> **Requirement**
Write out word for word each line of the records, beginning at the first and stopping after the line with "My Daily Salary</sticker-label>". Leave the pictures out.

> **Task input**

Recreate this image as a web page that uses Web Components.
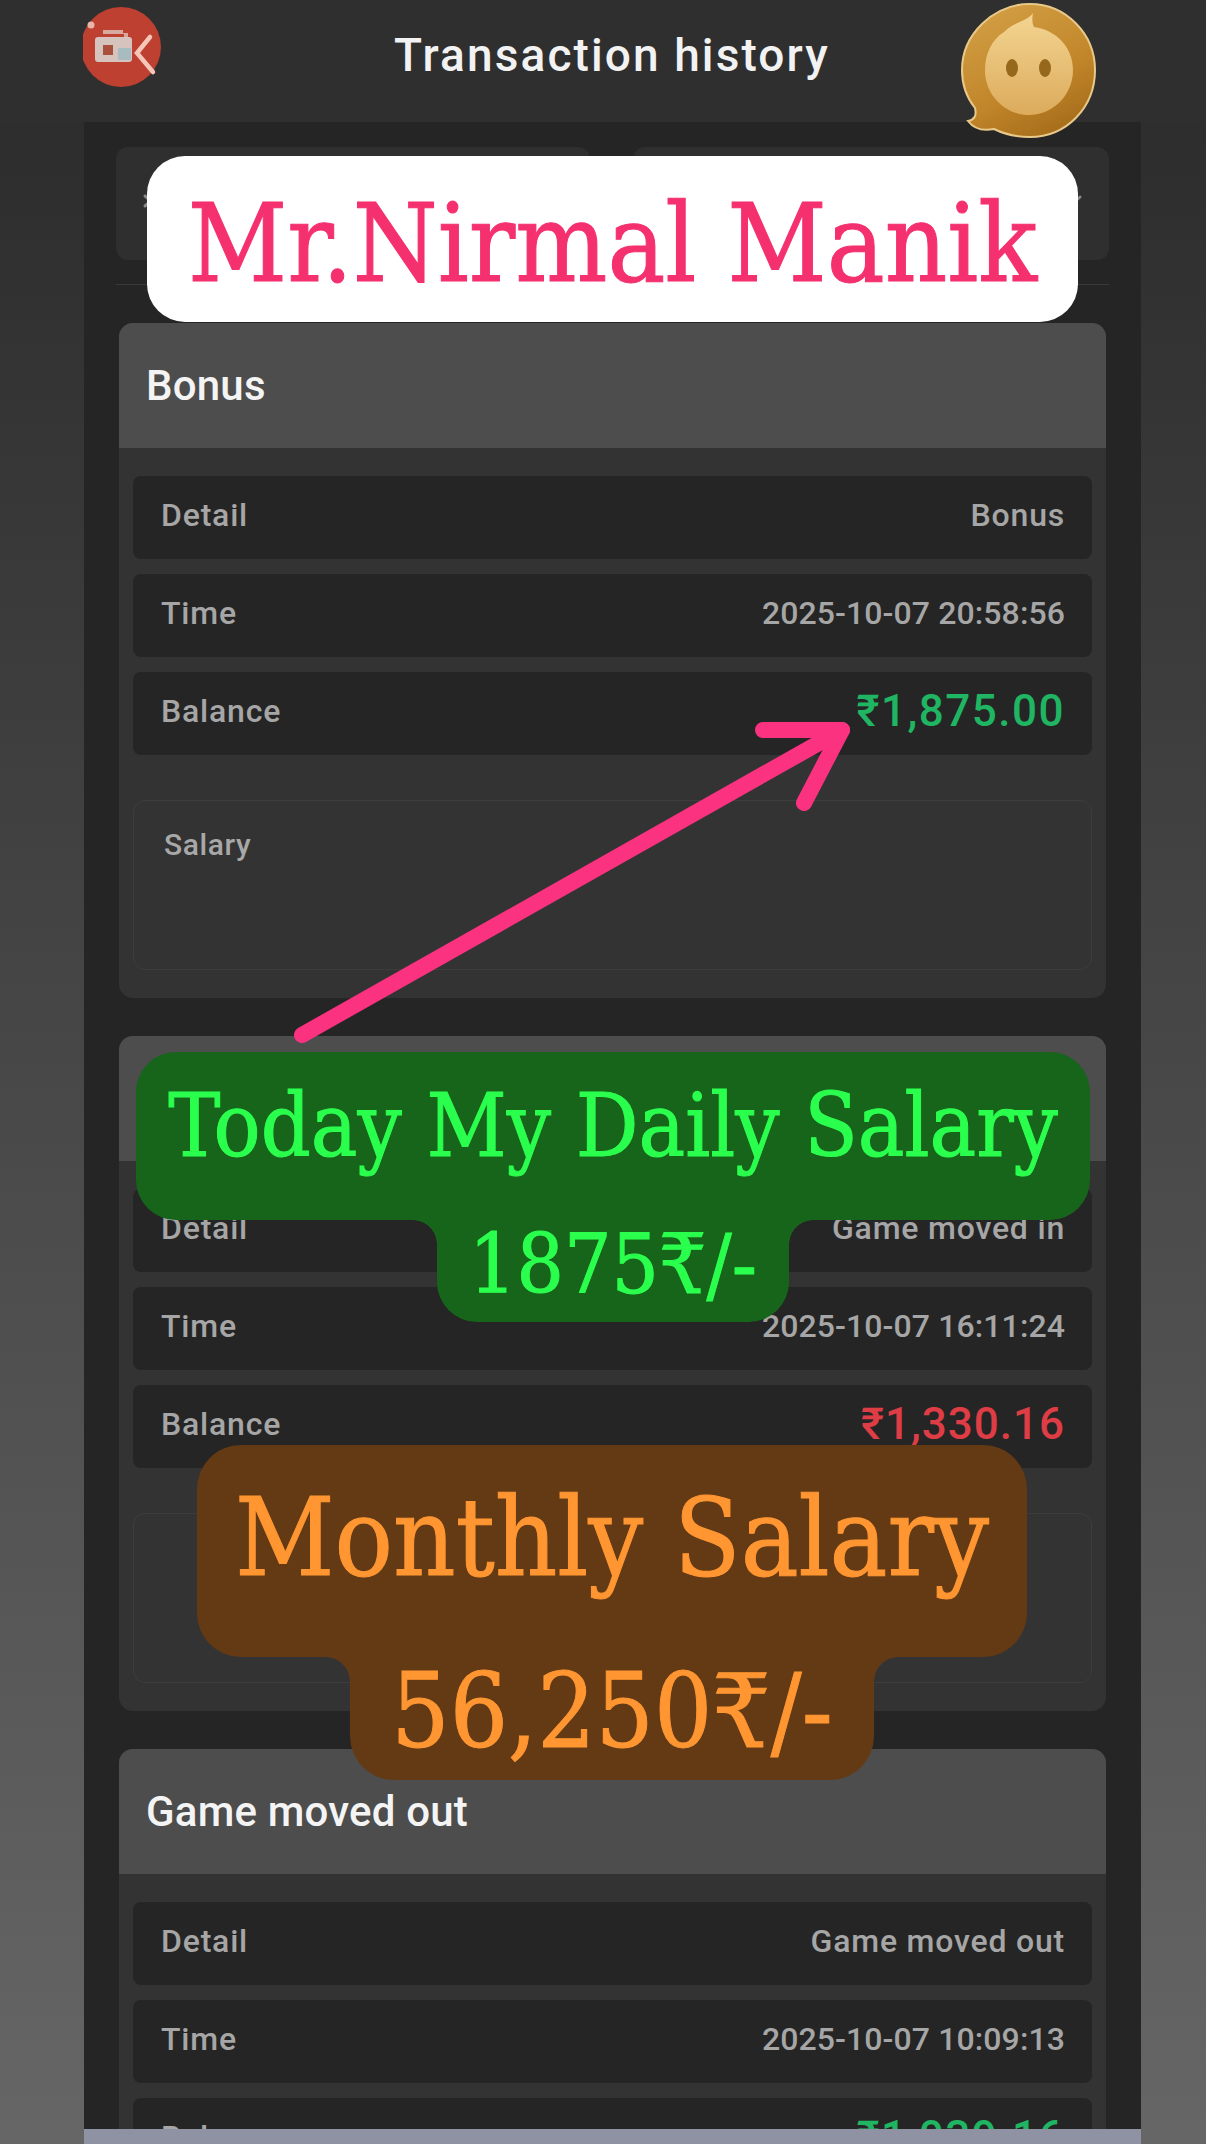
<!DOCTYPE html>
<html lang="en">
<head>
<meta charset="utf-8">
<title>Transaction history</title>
<style>
    html, body {
        margin: 0;
        height: 2144px;
        overflow: hidden;
    }
    body {
        background: linear-gradient(#2c2c2c 0, #2f2f2f 200px, #666666 2144px);
        font-family: 'Roboto', 'Liberation Sans', sans-serif;
    }
</style>
</head>
<body>
<history-page>
    <app-bar slot="bar">Transaction history</app-bar>
    <filter-row></filter-row>
    <tx-card title="Bonus" detail="Bonus" time="2025-10-07 20:58:56" balance="₹1,875.00" memo="Salary"></tx-card>
    <tx-card detail="Game moved in" time="2025-10-07 16:11:24" balance="₹1,330.16" kind="out"></tx-card>
    <tx-card title="Game moved out" detail="Game moved out" time="2025-10-07 10:09:13" balance="₹1,039.16"></tx-card>
</history-page>

<sticker-label style="left:147px;top:156px;--w:931px;--h:166px;--bg:#ffffff;--fg:#f5306e;--size:108px;--size2:108px;--r:38px;--pad:0px;--padt:8px">Mr.Nirmal Manik</sticker-label>

<pointer-arrow></pointer-arrow>

<sticker-label style="left:136px;top:1052px;--w:954px;--h:168px;--bg:#17641b;--fg:#2bff4e;--size:87px;--size2:83px;--r:40px;--pad:20px;--padt:0px;--lift:14px" second="1875₹/-" data-w2="352" data-h2="102">Today My Daily Salary</sticker-label>

<sticker-label style="left:197px;top:1445px;--w:830px;--h:212px;--bg:#643a14;--fg:#ff9632;--size:108px;--size2:102px;--r:44px;--pad:28px;--padt:0px;--lift:14px" second="56,250₹/-" data-w2="524" data-h2="123">Monthly Salary</sticker-label>

<script>
/**
 * Page frame: top bar, dark centre column and the strip at the bottom edge.
 */
customElements.define('history-page', class extends HTMLElement {
    constructor () {
        super()
        this.attachShadow({ mode: 'open' }).innerHTML = `
<style>
    :host { display: block; height: 2144px; overflow: hidden; position: relative; }
    .column {
        margin: 0 65px 0 84px;
        height: 2022px;
        background: #252525;
        padding: 25px 35px 0;
        display: flex;
        flex-direction: column;
        overflow: hidden;
    }
    .strip {
        position: absolute;
        left: 84px;
        right: 65px;
        bottom: 0;
        height: 15px;
        background: #8e92a2;
    }
</style>
<slot name="bar"></slot>
<div class="column"><slot></slot></div>
<div class="strip"></div>`
    }
})

customElements.define('app-bar', class extends HTMLElement {
    constructor () {
        super()
        this.attachShadow({ mode: 'open' }).innerHTML = `
<style>
    :host {
        display: flex;
        height: 122px;
        align-items: flex-start;
        justify-content: center;
        position: relative;
        background: #2f2f2f;
        color: #f2f2f2;
        font-size: 46px;
        font-weight: 500;
        letter-spacing: 2.1px;
    }
    .title { margin-top: 28px; line-height: 54px; padding-left: 18px; }
    .rec { position: absolute; left: 82px; top: 3px; }
    .coin { position: absolute; left: 960px; top: 3px; }
</style>
<svg class="rec" width="80" height="90" viewBox="0 0 80 90">
    <defs><clipPath id="cut"><rect x="1" y="0" width="80" height="90"/></clipPath></defs>
    <circle cx="39" cy="44" r="40" fill="#bd4030" clip-path="url(#cut)"/>
    <circle cx="9" cy="22" r="3.5" fill="#e8b5a8"/>
    <path d="M21 27h20v3h5v9h-4v-8h-21z" fill="#d8a99f"/>
    <rect x="13" y="34" width="37" height="25" rx="3" fill="#d6c3bd"/>
    <rect x="21" y="42" width="10" height="10" fill="#a9503c"/>
    <rect x="36" y="45" width="13" height="12" fill="#a8bcc0"/>
    <path d="M68 34 L55 50 L71 69" fill="none" stroke="#f6c6b8" stroke-width="4.5" stroke-linecap="round"/>
</svg>
<span class="title"><slot></slot></span>
<svg class="coin" width="140" height="140" viewBox="0 0 140 140">
    <defs>
        <linearGradient id="rim" x1="0.2" y1="0" x2="0.7" y2="1">
            <stop offset="0" stop-color="#d29f45"/>
            <stop offset="0.6" stop-color="#c2862a"/>
            <stop offset="1" stop-color="#a56c1a"/>
        </linearGradient>
        <linearGradient id="face" x1="0.5" y1="0" x2="0.5" y2="1">
            <stop offset="0" stop-color="#f3d592"/>
            <stop offset="1" stop-color="#dcab5c"/>
        </linearGradient>
    </defs>
    <path d="M70 1 C106 1 135 31 135 67 C135 105 106 134 70 134 C56 134 44 131 34 126 C24 128 14 126 8 118 C14 117 17 113 15 105 C7 95 2 82 2 67 C2 31 34 1 70 1Z" fill="url(#rim)" stroke="#e8c98a" stroke-width="2"/>
    <path d="M73 10 C68 18 54 19 44 29 C31 37 25 52 25 67 C25 93 46 112 69 112 C93 112 113 92 113 67 C113 44 96 27 74 24 C72 20 72 15 73 10Z" fill="url(#face)"/>
    <ellipse cx="52" cy="65" rx="6" ry="9" fill="#96681c"/>
    <ellipse cx="85" cy="65" rx="6" ry="9" fill="#96681c"/>
</svg>`
    }
})

customElements.define('filter-row', class extends HTMLElement {
    constructor () {
        super()
        this.attachShadow({ mode: 'open' }).innerHTML = `
<style>
    :host {
        display: grid;
        grid-template-columns: 474px 476px;
        justify-content: space-between;
        height: 138px;
        padding-bottom: 24px;
        border-bottom: 1px solid #3a3a3a;
        margin: 0 -3px 38px;
    }
    div {
        height: 113px;
        background: #2f2f2f;
        border-radius: 12px;
        display: flex;
        align-items: center;
        padding: 0 26px 6px;
        box-sizing: border-box;
    }
    div:first-child { padding: 16px 0 0 20px; }
    div:last-child { justify-content: flex-end; }
    svg { fill: none; stroke: #8a8a8a; stroke-width: 3; stroke-linecap: round; }
</style>
<div><svg width="14" height="16" viewBox="0 0 14 16"><path d="M3 3 L9 8 L3 13"/></svg></div>
<div><svg width="24" height="16" viewBox="0 0 24 16"><path d="M3 4 L12 12 L21 4"/></svg></div>`
    }
})

/**
 * One transaction: a grey header, three rows and a memo box.
 */
customElements.define('tx-card', class extends HTMLElement {
    constructor () {
        super()
        const out = this.getAttribute('kind') === 'out'
        this.attachShadow({ mode: 'open' }).innerHTML = `
<style>
    :host {
        display: block;
        background: #333333;
        border-radius: 14px;
        overflow: hidden;
        margin-bottom: 38px;
        flex: none;
    }
    h2 {
        margin: 0;
        height: 125px;
        background: #4d4d4d;
        color: #f4f4f4;
        font-size: 42px;
        font-weight: 500;
        line-height: 125px;
        padding-left: 27px;
        letter-spacing: 0.2px;
    }
    .body { padding: 28px 14px 28px; display: flex; flex-direction: column; gap: 15px; }
    .memo {
        margin-top: 30px;
        height: 170px;
        border: 1px solid #3d3d3d;
        border-radius: 12px;
        color: #a8a8a8;
        font-size: 30px;
        font-weight: 500;
        padding: 26px 30px;
        box-sizing: border-box;
        letter-spacing: 0.6px;
    }
</style>
<h2>${this.getAttribute('title') || ''}</h2>
<div class="body">
    <tx-row label="Detail" value="${this.getAttribute('detail')}"></tx-row>
    <tx-row label="Time" value="${this.getAttribute('time')}" tone="time"></tx-row>
    <tx-row label="Balance" value="${this.getAttribute('balance')}" tone="${out ? 'loss' : 'gain'}"></tx-row>
    <div class="memo">${this.getAttribute('memo') || ''}</div>
</div>`
    }
})

customElements.define('tx-row', class extends HTMLElement {
    constructor () {
        super()
        const tone = this.getAttribute('tone')
        this.attachShadow({ mode: 'open' }).innerHTML = `
<style>
    :host {
        display: flex;
        height: 83px;
        box-sizing: border-box;
        align-items: center;
        justify-content: space-between;
        padding: 0 27px 5px 28px;
        background: #252525;
        border-radius: 8px;
        color: #a6a6a6;
        font-size: 32px;
        font-weight: 500;
        letter-spacing: 0.8px;
    }
    .time { letter-spacing: 0.1px; }
    .gain { color: #1fb562; font-size: 44px; letter-spacing: 1.5px; }
    .loss { color: #df3d45; font-size: 44px; letter-spacing: 1px; }
</style>
<span>${this.getAttribute('label')}</span>
<span class="${tone || ''}">${this.getAttribute('value')}</span>`
    }
})

/**
 * Text label pasted over the screenshot, with an optional narrower second line.
 */
customElements.define('sticker-label', class extends HTMLElement {
    constructor () {
        super()
        const second = this.getAttribute('second')
        const w2 = this.dataset.w2
        const h2 = this.dataset.h2
        this.attachShadow({ mode: 'open' }).innerHTML = `
<style>
    :host {
        position: absolute;
        display: flex;
        flex-direction: column;
        align-items: center;
        width: var(--w);
        font-family: 'DejaVu Serif Condensed', 'DejaVu Serif', serif;
        font-size: var(--size);
        color: var(--fg);
        -webkit-text-stroke: 1px var(--fg);
        white-space: nowrap;
    }
    .line {
        display: flex;
        align-items: center;
        justify-content: center;
        background: var(--bg);
        border-radius: var(--r);
    }
    .first { width: 100%; height: var(--h); padding: var(--padt) 0 var(--pad); box-sizing: border-box; }
    .second {
        position: relative;
        font-size: var(--size2);
        padding-bottom: var(--lift);
        box-sizing: border-box;
        border-top-left-radius: 0;
        border-top-right-radius: 0;
    }
    .second::before, .second::after {
        content: '';
        position: absolute;
        top: 0;
        width: 24px;
        height: 24px;
    }
    .second::before {
        left: -24px;
        background: radial-gradient(circle at 0 100%, transparent 23.5px, var(--bg) 24px);
    }
    .second::after {
        right: -24px;
        background: radial-gradient(circle at 100% 100%, transparent 23.5px, var(--bg) 24px);
    }
</style>
<div class="line first"><slot></slot></div>
${second ? `<div class="line second" style="width:${w2}px;height:${h2}px">${second}</div>` : ''}`
    }
})

customElements.define('pointer-arrow', class extends HTMLElement {
    constructor () {
        super()
        this.attachShadow({ mode: 'open' }).innerHTML = `
<style>
    :host { position: absolute; left: 280px; top: 700px; display: block; }
</style>
<svg width="600" height="360" viewBox="0 0 600 360" fill="none" stroke="#fb3280" stroke-width="16" stroke-linecap="round" stroke-linejoin="round">
    <path d="M22 335 L562 30"/>
    <path d="M483 30 L562 30 L524 103"/>
</svg>`
    }
})
</script>
</body>
</html>
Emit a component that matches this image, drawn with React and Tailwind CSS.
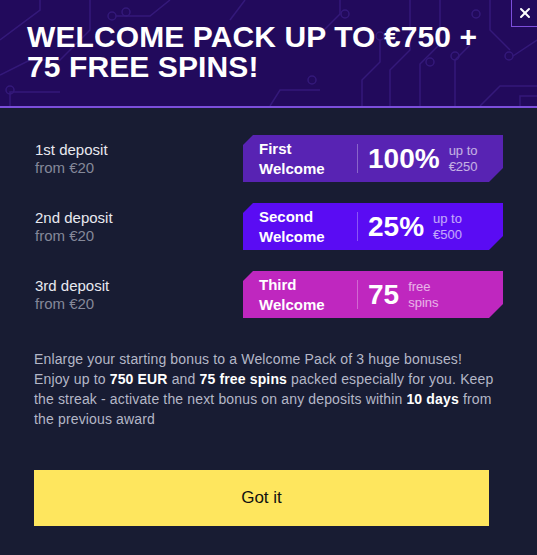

> **The result**
Recreate this image as a web page that uses Web Components.
<!DOCTYPE html>
<html lang="en">
<head>
<meta charset="utf-8">
<title>Transaction history</title>
<style>
    html, body {
        margin: 0;
        height: 2144px;
        overflow: hidden;
    }
    body {
        background: linear-gradient(#2c2c2c 0, #2f2f2f 200px, #666666 2144px);
        font-family: 'Roboto', 'Liberation Sans', sans-serif;
    }
</style>
</head>
<body>
<history-page>
    <app-bar slot="bar">Transaction history</app-bar>
    <filter-row></filter-row>
    <tx-card title="Bonus" detail="Bonus" time="2025-10-07 20:58:56" balance="₹1,875.00" memo="Salary"></tx-card>
    <tx-card detail="Game moved in" time="2025-10-07 16:11:24" balance="₹1,330.16" kind="out"></tx-card>
    <tx-card title="Game moved out" detail="Game moved out" time="2025-10-07 10:09:13" balance="₹1,039.16"></tx-card>
</history-page>

<sticker-label style="left:147px;top:156px;--w:931px;--h:166px;--bg:#ffffff;--fg:#f5306e;--size:108px;--size2:108px;--r:38px;--pad:0px;--padt:8px">Mr.Nirmal Manik</sticker-label>

<pointer-arrow></pointer-arrow>

<sticker-label style="left:136px;top:1052px;--w:954px;--h:168px;--bg:#17641b;--fg:#2bff4e;--size:87px;--size2:83px;--r:40px;--pad:20px;--padt:0px;--lift:14px" second="1875₹/-" data-w2="352" data-h2="102">Today My Daily Salary</sticker-label>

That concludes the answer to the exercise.